───── Raw data

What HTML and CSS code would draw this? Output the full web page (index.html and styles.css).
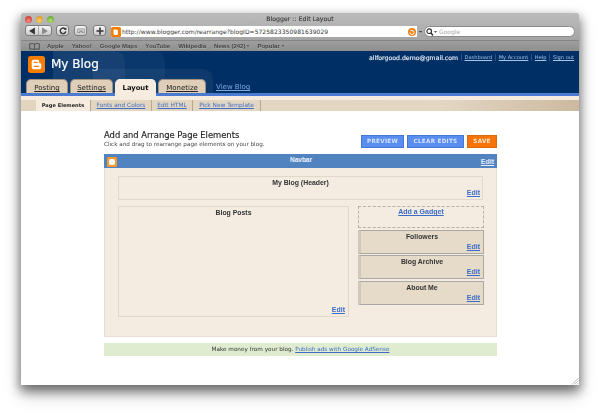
FILE: index.html
```html
<!DOCTYPE html>
<html lang="en">
<head>
<meta charset="utf-8">
<title>Blogger :: Edit Layout</title>
<link rel="stylesheet" href="styles.css">
</head>
<body>
<div class="window">
  <div class="chrome">
    <div class="titlebar">
      <div class="lights"><span class="light red"></span><span class="light amber"></span><span class="light green"></span></div>
      <div class="wintitle">Blogger :: Edit Layout</div>
    </div>
    <div class="toolbar">
      <div class="tbtn double">
        <span class="half"><svg width="7" height="7" viewBox="0 0 7 7"><path d="M6 0.5V6.5L1 3.5Z" fill="#333"/></svg></span>
        <span class="half"><svg width="7" height="7" viewBox="0 0 7 7"><path d="M1 0.5V6.5L6 3.5Z" fill="#888"/></svg></span>
      </div>
      <div class="tbtn"><svg width="9" height="9" viewBox="0 0 9 9"><path d="M7 2.2A3.2 3.2 0 1 0 7.7 5" fill="none" stroke="#333" stroke-width="1.5"/><path d="M5.4 2.8L8.4 3.4V0.4Z" fill="#333"/></svg></div>
      <div class="tbtn wide"><svg width="13" height="9" viewBox="0 0 13 9"><path d="M1 1H12V7H8L6.5 5L5 7H1Z" fill="none" stroke="#777" stroke-width="1"/><path d="M3 3L10 6M10 3L3 6" stroke="#777" stroke-width=".8"/></svg></div>
      <div class="tbtn add"><svg width="9" height="9" viewBox="0 0 9 9"><path d="M4.500 .5V8.500M.5 4.500H8.500" stroke="#333" stroke-width="1.800"/></svg></div>
      <div class="urlbar">
        <svg class="favicon" width="10" height="10" viewBox="0 0 10 10"><rect width="10" height="10" rx="1.500" fill="#f57d00"/><path d="M3 2.500H5.500Q7 2.500 7 4V6.500Q7 8 5.500 8H4Q2.500 8 2.500 6.500V3Q2.500 2.500 3 2.500Z" fill="#fff"/></svg>
        <span class="url">http://www.blogger.com/rearrange?blogID=5725823350981639029</span>
        <svg class="rss" width="8" height="8" viewBox="0 0 8 8"><circle cx="4" cy="4" r="4" fill="#f0801a"/><path d="M2 4.500A2 2 0 1 0 4 2.500H2.500" fill="none" stroke="#fff" stroke-width="1"/></svg>
      </div>
      <span class="dash">-</span>
      <div class="search">
        <svg width="11" height="8" viewBox="0 0 11 8"><circle cx="3.200" cy="3.200" r="2.300" fill="none" stroke="#333" stroke-width="1.200"/><path d="M5 5L7 7.500" stroke="#333" stroke-width="1.400"/><path d="M8 3H11L9.500 5Z" fill="#555"/></svg>
        <span>Google</span>
      </div>
    </div>
    <div class="bookmarks">
      <svg width="11" height="7" viewBox="0 0 11 7"><path d="M5.500 1.200Q3 0 .7 .8V6.200Q3 5.500 5.500 6.500Q8 5.500 10.300 6.200V.8Q8 0 5.500 1.200ZM5.500 1.200V6.500" fill="none" stroke="#444" stroke-width=".8"/></svg>
      <span class="bm first">Apple</span><span class="bm">Yahoo!</span><span class="bm">Google Maps</span><span class="bm">YouTube</span><span class="bm">Wikipedia</span><span class="bm">News (242)<i class="caret"></i></span><span class="bm">Popular<i class="caret"></i></span>
    </div>
  </div>

  <div class="blogheader">
    <svg class="watermark" width="165" height="42" viewBox="0 0 165 42"><path d="M0 0H60Q72 0 72 12V42H0Z" fill="#fff" opacity=".05"/><path d="M0 0H100Q112 0 112 12V42H0Z" fill="#fff" opacity=".04"/><path d="M40 18H148Q160 18 160 30V42H40Z" fill="#fff" opacity=".05"/></svg>
    <div class="headrow">
      <div class="brand">
        <svg class="logo" width="17" height="17" viewBox="0 0 16 16"><rect width="16" height="16" rx="2.500" fill="#f57d00"/><path d="M5.500 3.500H9Q10.500 3.500 10.500 5.500V6.500Q12.500 6.500 12.500 8V10Q12.500 12.500 10 12.500H6Q3.500 12.500 3.500 10V5.500Q3.500 3.500 5.500 3.500Z" fill="#fff"/><path d="M6 6H8.500M6 9.800H10" stroke="#f57d00" stroke-width="1.200" stroke-linecap="round"/></svg>
        <span class="blogname">My Blog</span>
      </div>
      <div class="account">
        <span class="email">allforgood.demo@gmail.com</span>
        <a class="alink">Dashboard</a><a class="alink">My Account</a><a class="alink">Help</a><a class="alink">Sign out</a>
      </div>
    </div>
    <div class="tabs">
      <a class="tab tposting">Posting</a>
      <a class="tab tsettings">Settings</a>
      <a class="tab active">Layout</a>
      <a class="tab tmonetize">Monetize</a>
      <a class="viewblog">View Blog</a>
    </div>
  </div>
  <div class="blueline"></div>
  <div class="creamline"></div>
  <div class="subnav">
    <span class="sub current">Page Elements</span>
    <a class="sub s1">Fonts and Colors</a>
    <a class="sub s2">Edit HTML</a>
    <a class="sub s3">Pick New Template</a>
  </div>

  <div class="content">
    <div class="titlerow">
      <div class="titles">
        <h1>Add and Arrange Page Elements</h1>
        <p>Click and drag to rearrange page elements on your blog.</p>
      </div>
      <div class="actions">
        <span class="btn blue bprev">PREVIEW</span>
        <span class="btn blue bclear">CLEAR EDITS</span>
        <span class="btn orange bsave">SAVE</span>
      </div>
    </div>
    <div class="panel">
      <div class="navbar">
        <svg class="navicon" width="10" height="10" viewBox="0 0 10 10"><rect width="10" height="10" rx="1.500" fill="#f59a2e"/><path d="M3.500 2H6Q8 2 8 4V6Q8 8 6 8H4Q2 8 2 6V3.500Q2 2 3.500 2Z" fill="#fff"/></svg>
        <span class="navtitle">Navbar</span>
        <a class="navedit">Edit</a>
      </div>
      <div class="panelbody">
        <div class="box headerbox">
          <div class="boxtitle">My Blog (Header)</div>
          <a class="edit">Edit</a>
        </div>
        <div class="cols">
          <div class="box posts">
            <div class="boxtitle">Blog Posts</div>
            <a class="edit">Edit</a>
          </div>
          <div class="sidebar">
            <div class="addgadget"><a>Add a Gadget</a></div>
            <div class="gadget"><div class="boxtitle">Followers</div><a class="edit">Edit</a></div>
            <div class="gadget"><div class="boxtitle">Blog Archive</div><a class="edit">Edit</a></div>
            <div class="gadget"><div class="boxtitle">About Me</div><a class="edit">Edit</a></div>
          </div>
        </div>
      </div>
    </div>
    <div class="adsense">Make money from your blog. <a>Publish ads with Google AdSense</a></div>
  </div>
  <svg class="grip" width="8" height="8" viewBox="0 0 8 8"><path d="M7.500 1L1 7.500M7.500 3.500L3.500 7.500M7.500 6L6 7.500" stroke="#aaa" stroke-width=".8"/></svg>
</div>
</body>
</html>
```

FILE: styles.css
```css
* { box-sizing: border-box; }
html, body { margin: 0; padding: 0; background: #fff; }
body { width: 600px; height: 414px; overflow: hidden; padding: 13px 21px 0; font-family: "DejaVu Sans", sans-serif; }
a { text-decoration: underline; cursor: pointer; }

.window { position: relative; width: 558px; height: 372px; background: #fff; display: flex; flex-direction: column; box-shadow: 0 5px 11px 1px rgba(0,0,0,.5), 0 10px 18px rgba(0,0,0,.2); filter: blur(.45px); border-radius: 2px 2px 0 0; }

.chrome { height: 38px; display: flex; flex-direction: column; }
.titlebar { height: 11px; background: linear-gradient(#bcbcbc, #b3b3b3); display: flex; align-items: center; position: relative; border-radius: 2px 2px 0 0; }
.lights { display: flex; gap: 4px; padding-left: 4px; margin-top: 1px; }
.light { width: 7px; height: 7px; border-radius: 50%; }
.red { background: radial-gradient(circle at 50% 70%, #f58a80, #c9261f); }
.amber { background: radial-gradient(circle at 50% 70%, #f7d070, #d98a14); }
.green { background: radial-gradient(circle at 50% 70%, #b4e07a, #4f9c22); }
.wintitle { position: absolute; left: 0; right: 0; top: 1px; text-align: center; font-size: 6.200px; line-height: 9px; letter-spacing: .02px; color: #333; margin-top: 0; -webkit-text-stroke: .1px #333; }

.toolbar { height: 16px; background: linear-gradient(#b3b3b3, #a4a4a4); display: flex; align-items: center; padding: 0 4px 3px 4px; }
.tbtn { width: 13px; height: 11px; margin-right: 5px; border: 1px solid #7d7d7d; border-radius: 3px; background: linear-gradient(#f6f6f6, #c9c9c9); display: flex; align-items: center; justify-content: center; flex: none; }
.tbtn.double { width: 27px; justify-content: stretch; margin-right: 4px; }
.tbtn.wide { margin-right: 6px; }
.half { flex: 1; display: flex; align-items: center; justify-content: center; height: 100%; }
.half + .half { border-left: 1px solid #aaa; }
.tbtn svg { width: 8px; height: 8px; }
.urlbar { width: 306px; height: 11px; margin-top: 2px; background: #fff; display: flex; align-items: center; padding: 0; flex: none; }
.favicon { flex: none; margin-right: 1px; }
.url { flex: 1; font-size: 6px; letter-spacing: .05px; color: #333; white-space: nowrap; overflow: hidden; }
.rss { flex: none; margin-right: 1px; }
.dash { width: 7px; margin-top: 2px; text-align: center; font-size: 8px; line-height: 9px; font-weight: bold; color: #444; flex: none; }
.search { flex: 1; height: 11px; margin-top: 2px; border: 1px solid #8a8a8a; border-radius: 6px; background: #fff; display: flex; align-items: center; gap: 2px; padding-left: 1px; font-size: 6px; color: #aaa; }

.bookmarks { flex: 1; background: linear-gradient(#9e9e9e, #8f8f8f); border-top: 1px solid #868686; display: flex; align-items: center; padding-left: 8px; font: bold 6px/8px "Liberation Sans", sans-serif; color: #444; text-shadow: 0 .5px 0 rgba(255,255,255,.25); }
.bm { margin-left: 8px; white-space: nowrap; }
.bm.first { margin-left: 7px; }
.caret { display: inline-block; width: 0; height: 0; margin-left: 2px; vertical-align: 1px; border: 1.500px solid transparent; border-top: 2px solid #444; border-bottom: 0; }

.blogheader { position: relative; height: 42px; background: #002f66; display: flex; flex-direction: column; }
.watermark { position: absolute; left: 32px; top: 0; }
.headrow { position: relative; height: 28px; display: flex; justify-content: space-between; }
.brand { display: flex; align-items: flex-start; padding: 5px 0 0 7px; }
.logo { flex: none; }
.blogname { margin: 1px 0 0 6px; font-size: 12px; line-height: 15px; color: #fff; -webkit-text-stroke: .2px #fff; }
.account { display: flex; align-items: flex-start; padding: 2px 5px 0 0; font-size: 5.100px; line-height: 8px; color: #bcd; }
.email { font-size: 6.200px; color: #e8edf3; margin-right: 3px; line-height: 9px; -webkit-text-stroke: .15px #e8edf3; }
.alink { color: #a9c4e4; padding: 0 3px 0 2.500px; border-left: 1px solid #2a5288; margin-top: 1px; line-height: 7px; white-space: nowrap; }
.alink:last-child { padding-right: 0; }

.tabs { position: relative; flex: 1; display: flex; align-items: flex-end; padding-left: 5px; gap: 2px; }
.tab { height: 14px; padding-top: 3px; background: #dfcfb8; border: 1px solid #a09280; border-bottom: 0; border-radius: 5px 5px 0 0; font-size: 7px; line-height: 10px; text-align: center; color: #222; }
.tposting { width: 42px; }
.tsettings { width: 43px; }
.tab.active { position: relative; width: 41px; height: 17px; margin-bottom: -3px; background: #f6ecdf; border-color: #f6ecdf; font-weight: bold; text-decoration: none; color: #111; font-size: 6.800px; }
.tmonetize { width: 48px; }
.viewblog { margin-left: 8px; font-size: 7px; line-height: 11px; color: #7fa8de; }

.blueline { height: 2.500px; background: #4b7bd0; flex: none; }
.creamline { height: 4.500px; background: #f5ebde; flex: none; }
.subnav { height: 11px; display: flex; align-items: stretch; background: linear-gradient(90deg, #e2d5c0 0, #e3d7c4 75%, #cdb9a0 100%); padding-left: 15px; font-size: 5.850px; line-height: 11px; flex: none; }
.sub { border-right: 1px solid #b9a78e; text-align: center; color: #3f6fc8; white-space: nowrap; }
.current { width: 55px; background: #f5ebde; color: #222; font-weight: bold; font-size: 5.100px; }
.s1 { width: 61px; }
.s2 { width: 41px; }
.s3 { width: 68px; }

.content { padding: 18px 0 0 83px; width: 476px; display: flex; flex-direction: column; }
.titlerow { height: 25px; display: flex; justify-content: space-between; align-items: flex-start; }
.titles { padding-top: 1px; }
h1 { margin: 0; font-size: 8.400px; line-height: 10px; font-weight: normal; color: #222; white-space: nowrap; -webkit-text-stroke: .15px #222; }
.titles p { margin: 0; font-size: 5.650px; line-height: 8px; color: #444; white-space: nowrap; }
.actions { display: flex; gap: 3px; margin-top: 6px; }
.btn { height: 13px; font-size: 5.700px; text-align: center; color: #d5e3fb; font-weight: bold; letter-spacing: .25px; }
.blue { background: #5a8df0; border: 1px solid #4478d4; line-height: 11px; }
.orange { background: #f7740a; border: 1px solid #dd6a08; color: #fde7d0; line-height: 11px; }
.bprev { width: 43px; }
.bclear { width: 57px; }
.bsave { width: 30px; }

.panel { width: 393px; height: 183px; background: #f4ebe1; border: 1px solid #e8ddd0; border-top: 0; }
.navbar { position: relative; height: 14px; background: #5083c0; display: flex; justify-content: center; margin: 0 -1px; }
.navicon { position: absolute; left: 3px; top: 3px; }
.navtitle { color: #eef3fa; font: bold 6.500px/11px "Liberation Sans", sans-serif; margin-left: 1px; }
.navedit { position: absolute; right: 3px; top: 3px; font: bold 7px/10px "Liberation Sans", sans-serif; color: #e4ecf7; }
.panelbody { padding: 8px 13px 0 13px; display: flex; flex-direction: column; gap: 6px; }
.box { border: 1px solid #e2d8ca; display: flex; flex-direction: column; justify-content: space-between; }
.headerbox { height: 24px; }
.headerbox .edit { margin-right: 2px; }
.cols { display: flex; justify-content: space-between; width: 366px; }
.posts { width: 231px; height: 111px; }
.boxtitle { font: bold 6.900px/9px "Liberation Sans", sans-serif; color: #333; text-align: center; padding-top: 1px; }
.edit { align-self: flex-end; margin-right: 3px; font: bold 7px/9px "Liberation Sans", sans-serif; color: #3c6cc8; }
.posts .edit, .headerbox .edit { margin-bottom: 2px; }
.sidebar { width: 126px; display: flex; flex-direction: column; gap: 1.500px; }
.addgadget { height: 22px; border: 1px dashed #bbb0a0; text-align: center; font: bold 7px/9px "Liberation Sans", sans-serif; color: #3c6cc8; }
.addgadget a { display: block; }
.gadget { height: 24px; background: #e6dac8; border: 1px solid #aaa8a4; border-left: 3px solid #cfc8bc; display: flex; flex-direction: column; justify-content: space-between; }
.gadget .edit { margin-bottom: 2px; }

.adsense { width: 393px; height: 13px; margin-top: 6px; background: #dfecd0; text-align: center; font-size: 5.700px; line-height: 13px; color: #333; white-space: nowrap; }
.adsense a { color: #3c6cc8; }

.grip { position: absolute; right: 0; bottom: 0; }
```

──────────

For each line above that contains the word "styles", copy that line.

What HTML and CSS code would draw this? Output the full web page (index.html and styles.css).
<link rel="stylesheet" href="styles.css">
FILE: styles.css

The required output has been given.